Throughout the Salvadoran civil war, from 1979 until 1992, the United States spent US$6 billion to shore up various branches of the Salvadoran armed forces in an effort to prevent a victory by the Frente Farabundo Martí para la Liberación Nacional (Lauria-Santiago and Binford, 2004: 3–4). In this civil war, more than 80,000 people died, at least 8,000 were disappeared, and massive human rights violations occurred. Human rights organizations such as Amnesty International have linked the Salvadoran military, different police forces, and death squads to thousands of cases of assassination, torture, rape, and imprisonment of peasants, union leaders, students, and others who were politically unaffiliated. The final report of the United Nations Truth Commission (Naciones Unidas, 1993) found that the military and far-right death squads with ties to the army were responsible for 85 percent of the 25,000 civilian deaths it investigated.
In Guatemala the ramping up of a civil war that began in the 1950s targeted indigenous communities with a campaign of genocide, scorched-earth missions to burn entire villages, forced displacement, and the pursuit of survivors. The official statistics of what is known as La Violencia include 400 massacres in villages burned off the map, 1.5 million people displaced, 150,000 refugees, and more than 200,000 dead or disappeared (Commission for Historical Clarification, 1999a; 1999b; Sanford, 2003: 14). The report of the Commission for Historical Clarification blames the Guatemalan army for 93 percent of the human rights violations.
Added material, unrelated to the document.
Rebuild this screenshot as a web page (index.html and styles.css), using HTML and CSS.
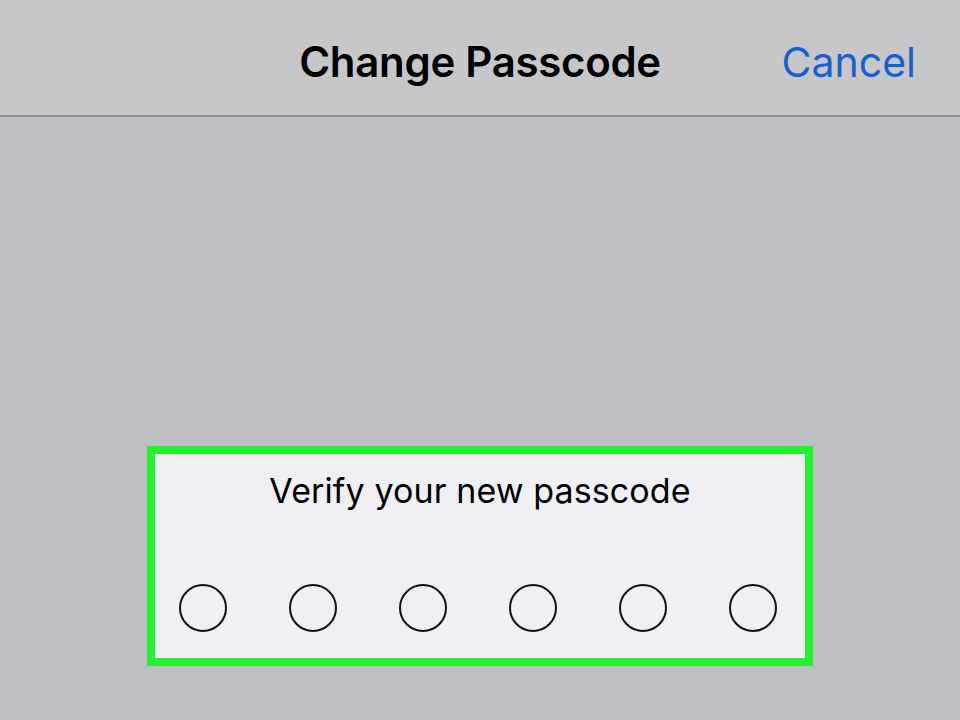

U.S. support for the Salvadoran and Guatemalan militaries was justified in terms of national security. President Reagan had declared his intention to “roll back communism” in Central America. U.S. national security doctrine centered on the discourses of the cold war and fighting communism. In El Salvador, Guatemala, and other Central American states dependent on U.S. aid and political influence, the doctrine assigned to the armed forces and their allies the role of “safeguarding internal security and waging war against ‘subversive elements’ within their borders” (Fisher, 1993: 10). In the patterns of people targeted for assassination, torture, rape, and other forms of violence, “subversive” was translated to mean anything that threatened the status quo politically, economically, or even culturally. It resulted in the creation of groups of preemptive suspects who were hunted and killed and whose deaths were justified as necessary in the name of security. When these people made it into the United States as refugees seeking asylum, these categories still permeated their bodies and biographies in U.S. asylum proceedings.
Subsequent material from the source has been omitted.